Chuckanut has well over a hundred draft accounts, the majority down in King and Pierce Counties, and Bellevue already counts eighty retailers where they have either kegs in the tap rotation or bottles for off-sale.   Steamplant and Menace have, to date, been brewing just for the restaurant, but more of necessity than by choice.  Steampant's manager, Tim Denniston,  says their beer has been "primarily for on-site consumption as we are a smaller, 10-barrel brewery.  However, lately, we are feeling better about our production ability....looking to establish and maintain about  12  off-site accounts."  They hope to grow by selling more beer in those other locations, and  to fill the restaurant spaces before and after the peak hours.  We've all had the experience of eating at a popular spot at six p.m. because it's impossible to get a table at eight.

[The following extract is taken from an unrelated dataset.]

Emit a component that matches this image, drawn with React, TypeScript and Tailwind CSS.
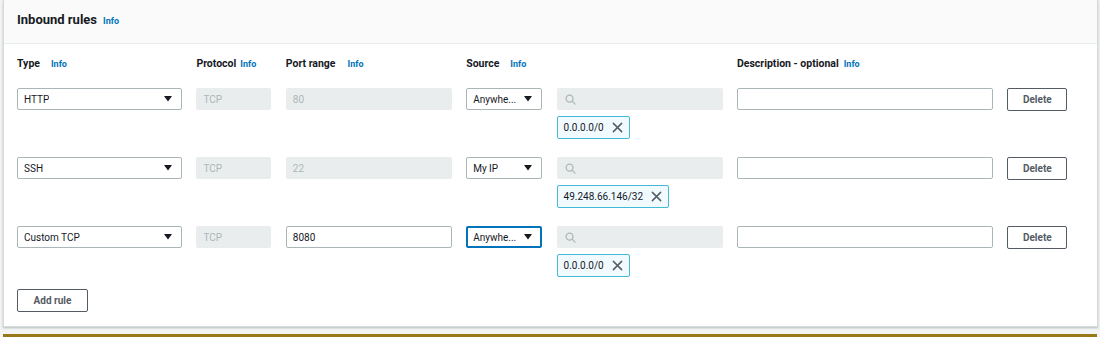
const font = { fontFamily: "Roboto, 'Noto Sans', Arial, sans-serif" };

type Rule = {
  type: string;
  port: string;
  portEditable: boolean;
  source: string;
  sourceFocused: boolean;
  cidr: string;
};

const rules: Rule[] = [
  { type: "HTTP", port: "80", portEditable: false, source: "Anywhe...", sourceFocused: false, cidr: "0.0.0.0/0" },
  { type: "SSH", port: "22", portEditable: false, source: "My IP", sourceFocused: false, cidr: "49.248.66.146/32" },
  { type: "Custom TCP", port: "8080", portEditable: true, source: "Anywhe...", sourceFocused: true, cidr: "0.0.0.0/0" },
];

const Caret = () => (
  <svg width="8" height="6" viewBox="0 0 8 6">
    <path d="M0 0 H8 L4 5.5 Z" fill="#16191f" />
  </svg>
);

const SearchIcon = () => (
  <svg width="11" height="11" viewBox="0 0 12 12" fill="none" stroke="#aab7b8" strokeWidth="1.4">
    <circle cx="5" cy="5" r="3.8" />
    <path d="M7.8 7.8 L11 11" strokeLinecap="round" />
  </svg>
);

const CloseIcon = () => (
  <svg width="11" height="11" viewBox="0 0 12 12" fill="none" stroke="#545b64" strokeWidth="1.6">
    <path d="M1.5 1.5 L10.5 10.5 M10.5 1.5 L1.5 10.5" strokeLinecap="round" />
  </svg>
);

const Info = ({ className = "" }: { className?: string }) => (
  <span className={`text-[9px] font-bold text-[#0073bb] ${className}`}>Info</span>
);

const Label = ({ text, gap }: { text: string; gap: string }) => (
  <div className="flex items-baseline h-[14px]">
    <span className="text-[10.5px] font-bold text-[#16191f]">{text}</span>
    <Info className={gap} />
  </div>
);

const Select = ({ value, focused }: { value: string; focused?: boolean }) => (
  <div
    className={`h-[22px] flex items-center justify-between bg-white rounded-[2px] ${
      focused ? "border-2 border-[#0073bb] pl-[5px] pr-[8px]" : "border border-[#aab7b8] pl-[6px] pr-[9px]"
    }`}
  >
    <span className="text-[10px] text-[#16191f] truncate">{value}</span>
    <Caret />
  </div>
);

const Disabled = ({ value }: { value: string }) => (
  <div className="h-[22px] flex items-center px-[7px] bg-[#eaeded] rounded-[2px] text-[10px] text-[#aab7b8]">
    {value}
  </div>
);

const TextInput = ({ value }: { value?: string }) => (
  <div className="h-[22px] flex items-center px-[6px] bg-white border border-[#aab7b8] rounded-[2px] text-[10px] text-[#16191f]">
    {value}
  </div>
);

const DeleteButton = () => (
  <button className="h-[23px] w-[60px] border border-[#545b64] rounded-[2px] bg-white text-[10px] font-bold text-[#545b64]">
    Delete
  </button>
);

export default function App() {
  return (
    <div className="w-[1100px] h-[337px] bg-[#f2f3f3] overflow-hidden" style={font}>
      <div className="mx-[3px] w-[1095px] h-[327px] bg-white border border-t-0 border-[#d5dbdb] shadow-[0_1px_2px_rgba(0,28,36,0.25)] flex flex-col">
        <div className="h-[44px] bg-[#fafafa] border-b border-[#eaeded] flex items-center pl-[13px] pb-[3px]">
          <span className="text-[13px] font-bold text-[#16191f]">Inbound rules</span>
          <Info className="ml-[6px] mt-[3px]" />
        </div>

        <div className="pl-[13px] pt-[12px]">
          <div className="grid grid-cols-[165px_75px_166px_76px_166px_256px_60px] gap-x-[14.4px]">
            <Label text="Type" gap="ml-[11px]" />
            <Label text="Protocol" gap="ml-[4px]" />
            <Label text="Port range" gap="ml-[12px]" />
            <Label text="Source" gap="ml-[11px]" />
            <div />
            <Label text="Description - optional" gap="ml-[5px]" />
            <div />
          </div>

          <div className="flex flex-col gap-[18px] mt-[18px]">
            {rules.map((r) => (
              <div
                key={r.type}
                className="grid grid-cols-[165px_75px_166px_76px_166px_256px_60px] gap-x-[14.4px] items-start"
              >
                <Select value={r.type} />
                <Disabled value="TCP" />
                {r.portEditable ? <TextInput value={r.port} /> : <Disabled value={r.port} />}
                <Select value={r.source} focused={r.sourceFocused} />
                <div className="flex flex-col items-start">
                  <div className="w-full h-[22px] flex items-center px-[8px] bg-[#eaeded] rounded-[2px]">
                    <SearchIcon />
                  </div>
                  <div className="mt-[6px] h-[23px] flex items-center gap-[8px] pl-[6px] pr-[6px] border border-[#44b9d6] bg-[#f1faff] rounded-[2px]">
                    <span className="text-[10px] text-[#16191f]">{r.cidr}</span>
                    <CloseIcon />
                  </div>
                </div>
                <TextInput />
                <DeleteButton />
              </div>
            ))}
          </div>

          <button className="mt-[12px] h-[23px] w-[71px] border border-[#545b64] rounded-[2px] bg-white text-[10px] font-bold text-[#545b64]">
            Add rule
          </button>
        </div>
      </div>
      <div className="mx-[3px] mt-[7px] h-[3px] bg-[#977718]" />
    </div>
  );
}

If a 10-barrel system is small in Spokane, a 2-barrel system is tiny in Whatcom County.  Menace's Chris Guard says they had taps at a couple of accounts a while back, but "it takes all the beer the brewery can make to keep three of our Menace beers on tap here at the Local."  When production can be ramped up, they will hope to see some off-site accounts going again.  "Having a restaurant to introduce our beers to tavern owners is a good low-cost way for them to check us out," Guard continued, "although there's a merchandising aspect to getting those accounts as well.  Tap handles, for instance, we don't have our own tap handles yet."
Special dinners:  Chuckanut does four or five of these  in Bellingham per year and about as many down in the metro area.  "Usually we pick the beers first and then let the chef, Joel, get creative in pairing dishes with them," Mari Kemper says.  Menace just did its first dinner at the local, "quite backwards," says Chris Guard. The chef maid the menu first and then we had to figure out what beers paired best with it."